[Rows from a dataset of pages and code]
## BEGIN

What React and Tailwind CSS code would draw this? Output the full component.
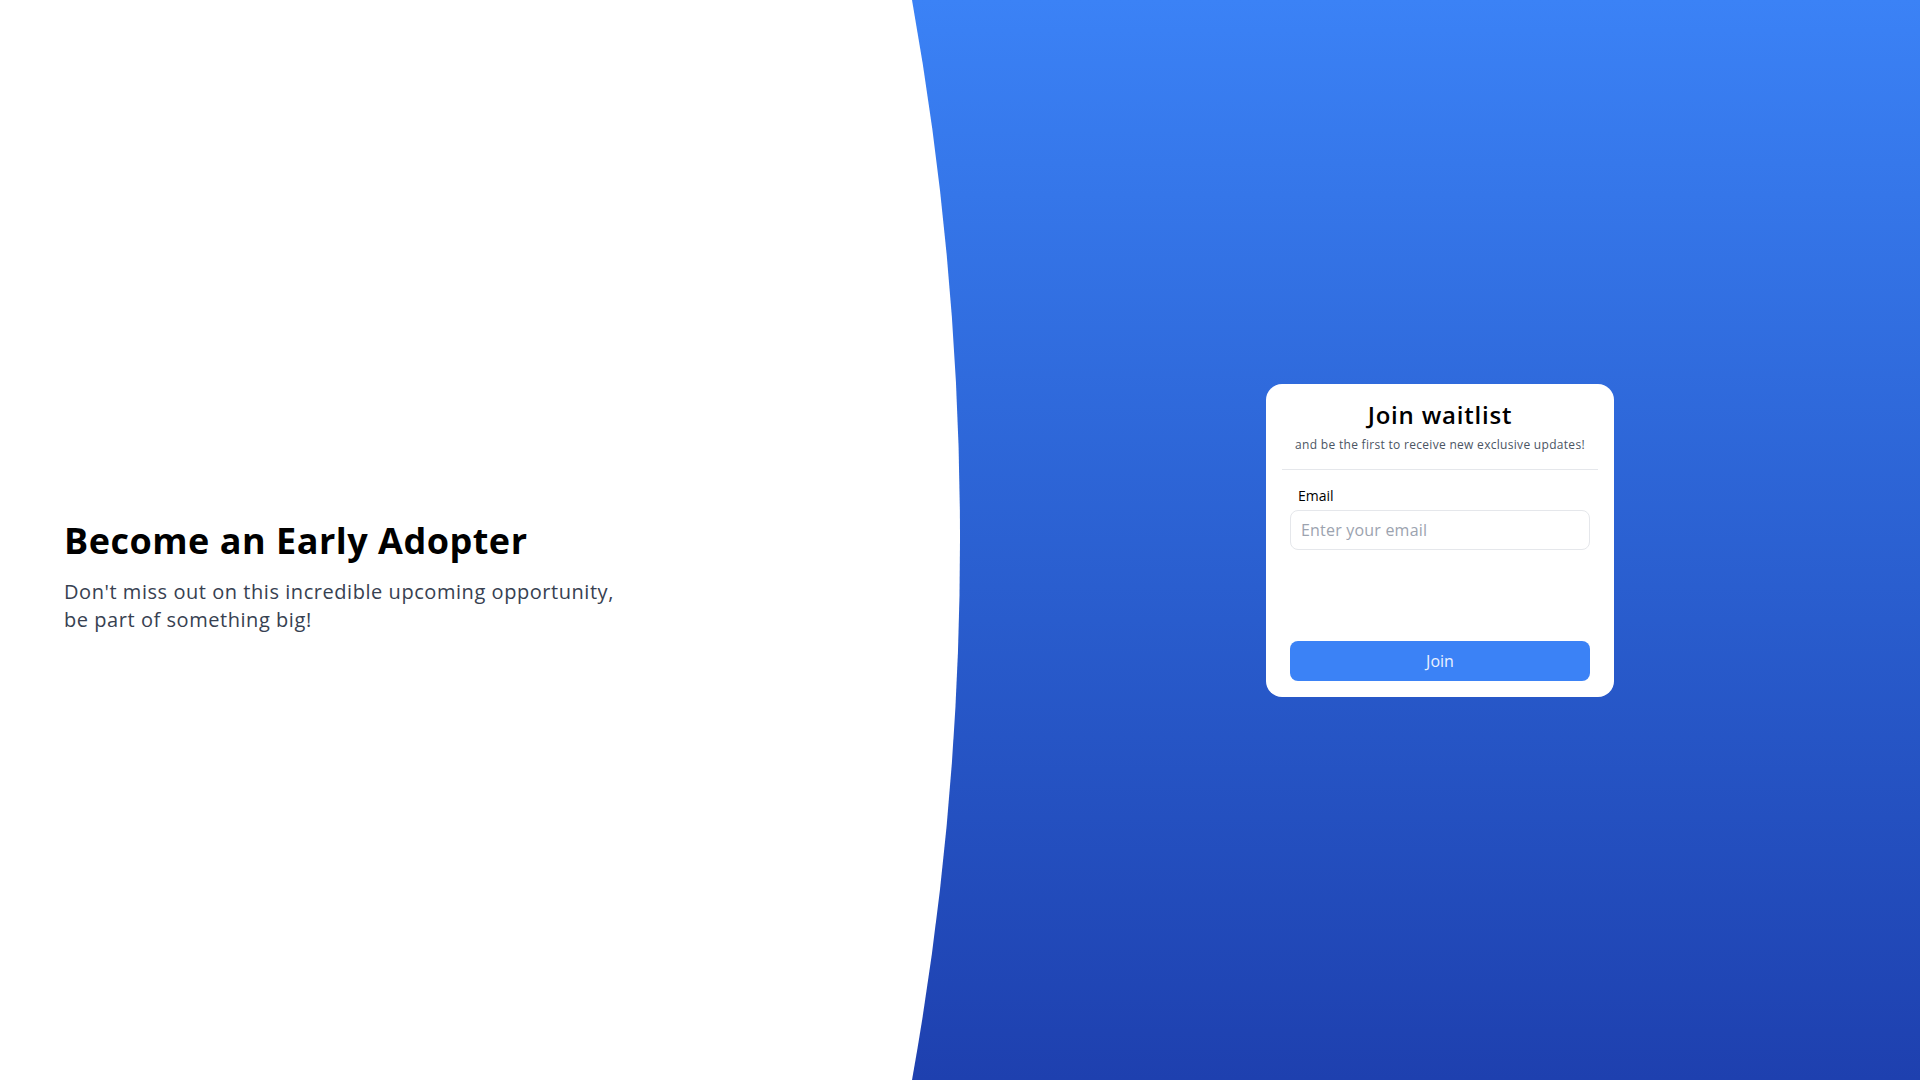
import React from 'react';

const font = { fontFamily: '"Open Sans", "Noto Sans", sans-serif' };

const WaitlistCard = () => (
    <div className="w-[348px] rounded-2xl bg-white pt-[15px] pb-4">
        <div className="text-center">
            <h2 className="text-2xl leading-8 font-semibold tracking-[0.8px] text-black">Join waitlist</h2>
            <p className="mt-1.5 text-xs leading-4 tracking-[0.3px] text-[#4b5563]">
                and be the first to receive new exclusive updates!
            </p>
        </div>
        <div className="mx-4 mt-4 h-px bg-[#e5e7eb]" />
        <form className="px-6 pt-4" onSubmit={(e) => e.preventDefault()}>
            <label className="block px-2 text-sm leading-5 text-black">Email</label>
            <input
                type="email"
                placeholder="Enter your email"
                className="mt-1 h-10 w-full rounded-lg border border-[#e5e7eb] px-2.5 text-base tracking-[0.2px] text-gray-800 placeholder:text-[#9ca3af] outline-none"
            />
            <button
                type="submit"
                className="mt-[91px] h-10 w-full rounded-lg bg-[#3b82f6] text-base text-white/90"
            >
                Join
            </button>
        </form>
    </div>
);

export default function App() {
    return (
        <div
            className="grid h-screen w-full grid-cols-2 overflow-hidden bg-gradient-to-b from-[#3b82f6] to-[#1e40af]"
            style={font}
        >
            <div className="relative flex flex-col justify-center px-16 pt-[74px]">
                <svg
                    className="absolute inset-0 h-full w-full"
                    viewBox="0 0 960 1080"
                    preserveAspectRatio="none"
                >
                    <path d="M0 0 H912 A3061.5 3061.5 0 0 1 912 1080 H0 Z" fill="#ffffff" />
                </svg>
                <div className="relative">
                    <h1 className="text-4xl leading-10 font-bold tracking-[0.5px] text-black">Become an Early Adopter</h1>
                    <p className="mt-[17px] text-xl leading-7 tracking-[0.55px] text-[#374151]">
                        Don't miss out on this incredible upcoming opportunity,
                        <br />
                        be part of something big!
                    </p>
                </div>
            </div>
            <div className="flex items-center justify-center">
                <WaitlistCard />
            </div>
        </div>
    );
}
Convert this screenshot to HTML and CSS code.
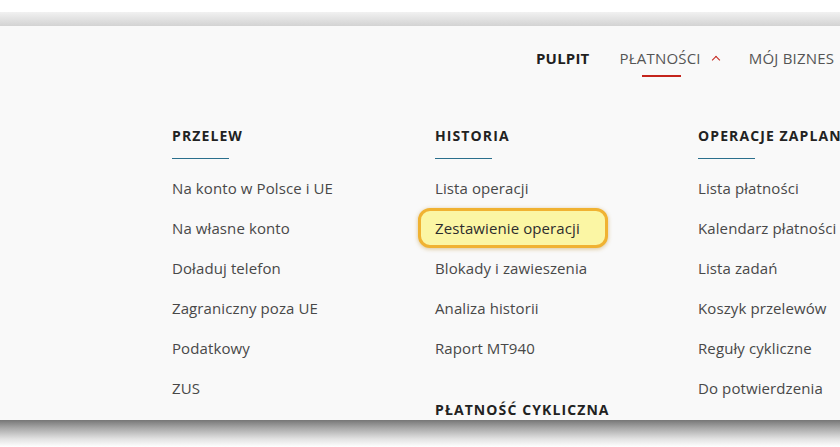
FILE: index.html
```html
<!DOCTYPE html>
<html lang="pl">
<head>
<meta charset="utf-8">
<title>Płatności</title>
<link rel="stylesheet" href="styles.css">
</head>
<body>
<div class="frame">
  <div class="panel">
    <nav class="topnav">
      <a class="nav-item strong">PULPIT</a>
      <a class="nav-item active"><span class="nav-label">PŁATNOŚCI</span><span class="caret"></span></a>
      <a class="nav-item">MÓJ BIZNES</a>
    </nav>
    <div class="columns">
      <section class="col">
        <h3 class="col-title">PRZELEW</h3>
        <ul class="links">
          <li>Na konto w Polsce i UE</li>
          <li>Na własne konto</li>
          <li>Doładuj telefon</li>
          <li>Zagraniczny poza UE</li>
          <li>Podatkowy</li>
          <li>ZUS</li>
        </ul>
      </section>
      <section class="col">
        <h3 class="col-title">HISTORIA</h3>
        <ul class="links">
          <li>Lista operacji</li>
          <li><span class="highlight">Zestawienie operacji</span></li>
          <li>Blokady i zawieszenia</li>
          <li>Analiza historii</li>
          <li>Raport MT940</li>
        </ul>
        <h3 class="col-title sub">PŁATNOŚĆ CYKLICZNA</h3>
      </section>
      <section class="col">
        <h3 class="col-title">OPERACJE ZAPLANOWANE</h3>
        <ul class="links">
          <li>Lista płatności</li>
          <li>Kalendarz płatności</li>
          <li>Lista zadań</li>
          <li>Koszyk przelewów</li>
          <li>Reguły cykliczne</li>
          <li>Do potwierdzenia</li>
        </ul>
      </section>
    </div>
  </div>
</div>
</body>
</html>
```
FILE: styles.css
```css
html, body {
  margin: 0;
  padding: 0;
  background: #ffffff;
  overflow: hidden;
}
body {
  font-family: "Open Sans", "Liberation Sans", sans-serif;
  width: 840px;
  height: 447px;
}
.frame {
  margin-top: 12px;
  padding: 14px 0 27px;
  background:
    linear-gradient(#f1f1f1, #d3d3d3) top / 100% 14px no-repeat,
    linear-gradient(#767676, #a8a8a8 30%, #e2e2e2 70%, #ffffff) bottom / 100% 27px no-repeat;
}
.panel {
  height: 394px;
  background: #f9f9f9;
  overflow: hidden;
  white-space: nowrap;
}
.topnav {
  display: flex;
  align-items: center;
  padding: 17px 0 0 536px;
  height: 30px;
}
.nav-item {
  position: relative;
  font-size: 15px;
  color: #555555;
  letter-spacing: 0.2px;
  text-decoration: none;
  display: flex;
  align-items: center;
  margin-right: 30px;
}
.nav-item.strong {
  font-weight: 700;
  color: #1f1f1f;
}
.nav-item.active .nav-label {
  position: relative;
}
.nav-item.active .nav-label::after {
  content: "";
  position: absolute;
  left: 22px;
  width: 39px;
  top: 27px;
  height: 2px;
  background: #c4241c;
}
.caret {
  width: 5px;
  height: 5px;
  border-top: 1.5px solid #c4241c;
  border-left: 1.5px solid #c4241c;
  transform: rotate(45deg);
  margin: 4px 0 0 12px;
}
.columns {
  display: grid;
  grid-template-columns: 263px 263px 263px;
  padding: 53px 0 0 172px;
}
.col-title {
  margin: 0;
  font-size: 14px;
  font-weight: 700;
  letter-spacing: 1.1px;
  color: #222222;
  line-height: 20px;
  padding-bottom: 13px;
  position: relative;
}
.col-title::after {
  content: "";
  position: absolute;
  left: 0;
  bottom: 0;
  width: 57px;
  height: 1px;
  background: #2a6f8c;
}
.col-title.sub {
  margin-top: 32px;
}
.col-title.sub::after {
  display: none;
}
.links {
  list-style: none;
  margin: 9px 0 0;
  padding: 0;
}
.links li {
  font-size: 15px;
  color: #484848;
  line-height: 20px;
  padding: 10px 0;
  letter-spacing: 0.1px;
}
.highlight {
  display: inline-block;
  margin: -10px 0 -10px -17px;
  padding: 7px 25px 7px 14px;
  border: 3px solid #f0b232;
  border-radius: 12px;
  background: #fbf6a4;
  color: #2d2d2d;
  box-shadow: 0 1px 4px rgba(180, 130, 20, 0.45);
}
```
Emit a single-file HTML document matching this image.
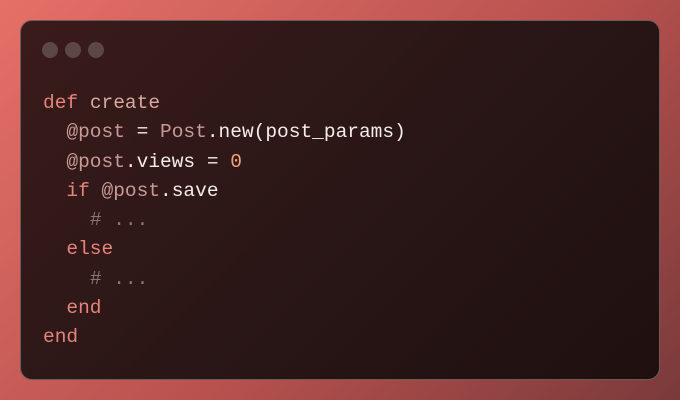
<!DOCTYPE html>
<html><head><style>
html,body{margin:0;padding:0;}
body{width:680px;height:400px;overflow:hidden;background:linear-gradient(135deg,#e57068 0%,#b9524f 55%,#7a3a3a 100%);position:relative;}
.win{position:absolute;left:20px;top:20px;width:638px;height:358px;border-radius:12px;border:1px solid #6e5a58;background:linear-gradient(135deg,#3a1b1b 0%,#2a1616 50%,#1f1010 100%);}
.dot{position:absolute;top:21px;width:16px;height:16px;border-radius:50%;background:#5c4646;}
pre{position:absolute;left:22px;top:68px;margin:0;font-family:"Liberation Mono",monospace;font-size:19.5px;line-height:29.3px;color:#f3eceb;}
.k{color:#e5847a}.f{color:#d9a9a4}.i{color:#c89a96}.n{color:#f0a278}.c{color:#8a7573}
</style></head><body>
<div class="win">
<div class="dot" style="left:21px"></div><div class="dot" style="left:44px"></div><div class="dot" style="left:67px"></div>
<pre><span class="k">def</span> <span class="f">create</span>
  <span class="i">@post</span> = <span class="i">Post</span>.new(post_params)
  <span class="i">@post</span>.views = <span class="n">0</span>
  <span class="k">if</span> <span class="i">@post</span>.save
    <span class="c"># ...</span>
  <span class="k">else</span>
    <span class="c"># ...</span>
  <span class="k">end</span>
<span class="k">end</span></pre>
</div>
</body></html>
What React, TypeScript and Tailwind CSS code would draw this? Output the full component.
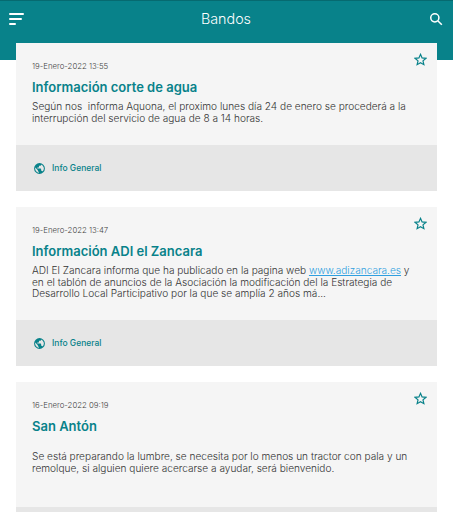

## END

-- Given task --
Your copy of the data should match it exactly, except that pictures are left out.

-- Reply --
What React and Tailwind CSS code would draw this? Output the full component.
import React from 'react';

const font = { fontFamily: '"Open Sans", "Noto Sans", sans-serif' };

const WaitlistCard = () => (
    <div className="w-[348px] rounded-2xl bg-white pt-[15px] pb-4">
        <div className="text-center">
            <h2 className="text-2xl leading-8 font-semibold tracking-[0.8px] text-black">Join waitlist</h2>
            <p className="mt-1.5 text-xs leading-4 tracking-[0.3px] text-[#4b5563]">
                and be the first to receive new exclusive updates!
            </p>
        </div>
        <div className="mx-4 mt-4 h-px bg-[#e5e7eb]" />
        <form className="px-6 pt-4" onSubmit={(e) => e.preventDefault()}>
            <label className="block px-2 text-sm leading-5 text-black">Email</label>
            <input
                type="email"
                placeholder="Enter your email"
                className="mt-1 h-10 w-full rounded-lg border border-[#e5e7eb] px-2.5 text-base tracking-[0.2px] text-gray-800 placeholder:text-[#9ca3af] outline-none"
            />
            <button
                type="submit"
                className="mt-[91px] h-10 w-full rounded-lg bg-[#3b82f6] text-base text-white/90"
            >
                Join
            </button>
        </form>
    </div>
);

export default function App() {
    return (
        <div
            className="grid h-screen w-full grid-cols-2 overflow-hidden bg-gradient-to-b from-[#3b82f6] to-[#1e40af]"
            style={font}
        >
            <div className="relative flex flex-col justify-center px-16 pt-[74px]">
                <svg
                    className="absolute inset-0 h-full w-full"
                    viewBox="0 0 960 1080"
                    preserveAspectRatio="none"
                >
                    <path d="M0 0 H912 A3061.5 3061.5 0 0 1 912 1080 H0 Z" fill="#ffffff" />
                </svg>
                <div className="relative">
                    <h1 className="text-4xl leading-10 font-bold tracking-[0.5px] text-black">Become an Early Adopter</h1>
                    <p className="mt-[17px] text-xl leading-7 tracking-[0.55px] text-[#374151]">
                        Don't miss out on this incredible upcoming opportunity,
                        <br />
                        be part of something big!
                    </p>
                </div>
            </div>
            <div className="flex items-center justify-center">
                <WaitlistCard />
            </div>
        </div>
    );
}
Convert this screenshot to HTML and CSS code.
FILE: index.html
```html
<!DOCTYPE html>
<html lang="pl">
<head>
<meta charset="utf-8">
<title>Płatności</title>
<link rel="stylesheet" href="styles.css">
</head>
<body>
<div class="frame">
  <div class="panel">
    <nav class="topnav">
      <a class="nav-item strong">PULPIT</a>
      <a class="nav-item active"><span class="nav-label">PŁATNOŚCI</span><span class="caret"></span></a>
      <a class="nav-item">MÓJ BIZNES</a>
    </nav>
    <div class="columns">
      <section class="col">
        <h3 class="col-title">PRZELEW</h3>
        <ul class="links">
          <li>Na konto w Polsce i UE</li>
          <li>Na własne konto</li>
          <li>Doładuj telefon</li>
          <li>Zagraniczny poza UE</li>
          <li>Podatkowy</li>
          <li>ZUS</li>
        </ul>
      </section>
      <section class="col">
        <h3 class="col-title">HISTORIA</h3>
        <ul class="links">
          <li>Lista operacji</li>
          <li><span class="highlight">Zestawienie operacji</span></li>
          <li>Blokady i zawieszenia</li>
          <li>Analiza historii</li>
          <li>Raport MT940</li>
        </ul>
        <h3 class="col-title sub">PŁATNOŚĆ CYKLICZNA</h3>
      </section>
      <section class="col">
        <h3 class="col-title">OPERACJE ZAPLANOWANE</h3>
        <ul class="links">
          <li>Lista płatności</li>
          <li>Kalendarz płatności</li>
          <li>Lista zadań</li>
          <li>Koszyk przelewów</li>
          <li>Reguły cykliczne</li>
          <li>Do potwierdzenia</li>
        </ul>
      </section>
    </div>
  </div>
</div>
</body>
</html>
```
FILE: styles.css
```css
html, body {
  margin: 0;
  padding: 0;
  background: #ffffff;
  overflow: hidden;
}
body {
  font-family: "Open Sans", "Liberation Sans", sans-serif;
  width: 840px;
  height: 447px;
}
.frame {
  margin-top: 12px;
  padding: 14px 0 27px;
  background:
    linear-gradient(#f1f1f1, #d3d3d3) top / 100% 14px no-repeat,
    linear-gradient(#767676, #a8a8a8 30%, #e2e2e2 70%, #ffffff) bottom / 100% 27px no-repeat;
}
.panel {
  height: 394px;
  background: #f9f9f9;
  overflow: hidden;
  white-space: nowrap;
}
.topnav {
  display: flex;
  align-items: center;
  padding: 17px 0 0 536px;
  height: 30px;
}
.nav-item {
  position: relative;
  font-size: 15px;
  color: #555555;
  letter-spacing: 0.2px;
  text-decoration: none;
  display: flex;
  align-items: center;
  margin-right: 30px;
}
.nav-item.strong {
  font-weight: 700;
  color: #1f1f1f;
}
.nav-item.active .nav-label {
  position: relative;
}
.nav-item.active .nav-label::after {
  content: "";
  position: absolute;
  left: 22px;
  width: 39px;
  top: 27px;
  height: 2px;
  background: #c4241c;
}
.caret {
  width: 5px;
  height: 5px;
  border-top: 1.5px solid #c4241c;
  border-left: 1.5px solid #c4241c;
  transform: rotate(45deg);
  margin: 4px 0 0 12px;
}
.columns {
  display: grid;
  grid-template-columns: 263px 263px 263px;
  padding: 53px 0 0 172px;
}
.col-title {
  margin: 0;
  font-size: 14px;
  font-weight: 700;
  letter-spacing: 1.1px;
  color: #222222;
  line-height: 20px;
  padding-bottom: 13px;
  position: relative;
}
.col-title::after {
  content: "";
  position: absolute;
  left: 0;
  bottom: 0;
  width: 57px;
  height: 1px;
  background: #2a6f8c;
}
.col-title.sub {
  margin-top: 32px;
}
.col-title.sub::after {
  display: none;
}
.links {
  list-style: none;
  margin: 9px 0 0;
  padding: 0;
}
.links li {
  font-size: 15px;
  color: #484848;
  line-height: 20px;
  padding: 10px 0;
  letter-spacing: 0.1px;
}
.highlight {
  display: inline-block;
  margin: -10px 0 -10px -17px;
  padding: 7px 25px 7px 14px;
  border: 3px solid #f0b232;
  border-radius: 12px;
  background: #fbf6a4;
  color: #2d2d2d;
  box-shadow: 0 1px 4px rgba(180, 130, 20, 0.45);
}
```
Emit a single-file HTML document matching this image.
<!DOCTYPE html>
<html><head><style>
html,body{margin:0;padding:0;}
body{width:680px;height:400px;overflow:hidden;background:linear-gradient(135deg,#e57068 0%,#b9524f 55%,#7a3a3a 100%);position:relative;}
.win{position:absolute;left:20px;top:20px;width:638px;height:358px;border-radius:12px;border:1px solid #6e5a58;background:linear-gradient(135deg,#3a1b1b 0%,#2a1616 50%,#1f1010 100%);}
.dot{position:absolute;top:21px;width:16px;height:16px;border-radius:50%;background:#5c4646;}
pre{position:absolute;left:22px;top:68px;margin:0;font-family:"Liberation Mono",monospace;font-size:19.5px;line-height:29.3px;color:#f3eceb;}
.k{color:#e5847a}.f{color:#d9a9a4}.i{color:#c89a96}.n{color:#f0a278}.c{color:#8a7573}
</style></head><body>
<div class="win">
<div class="dot" style="left:21px"></div><div class="dot" style="left:44px"></div><div class="dot" style="left:67px"></div>
<pre><span class="k">def</span> <span class="f">create</span>
  <span class="i">@post</span> = <span class="i">Post</span>.new(post_params)
  <span class="i">@post</span>.views = <span class="n">0</span>
  <span class="k">if</span> <span class="i">@post</span>.save
    <span class="c"># ...</span>
  <span class="k">else</span>
    <span class="c"># ...</span>
  <span class="k">end</span>
<span class="k">end</span></pre>
</div>
</body></html>
What React, TypeScript and Tailwind CSS code would draw this? Output the full component.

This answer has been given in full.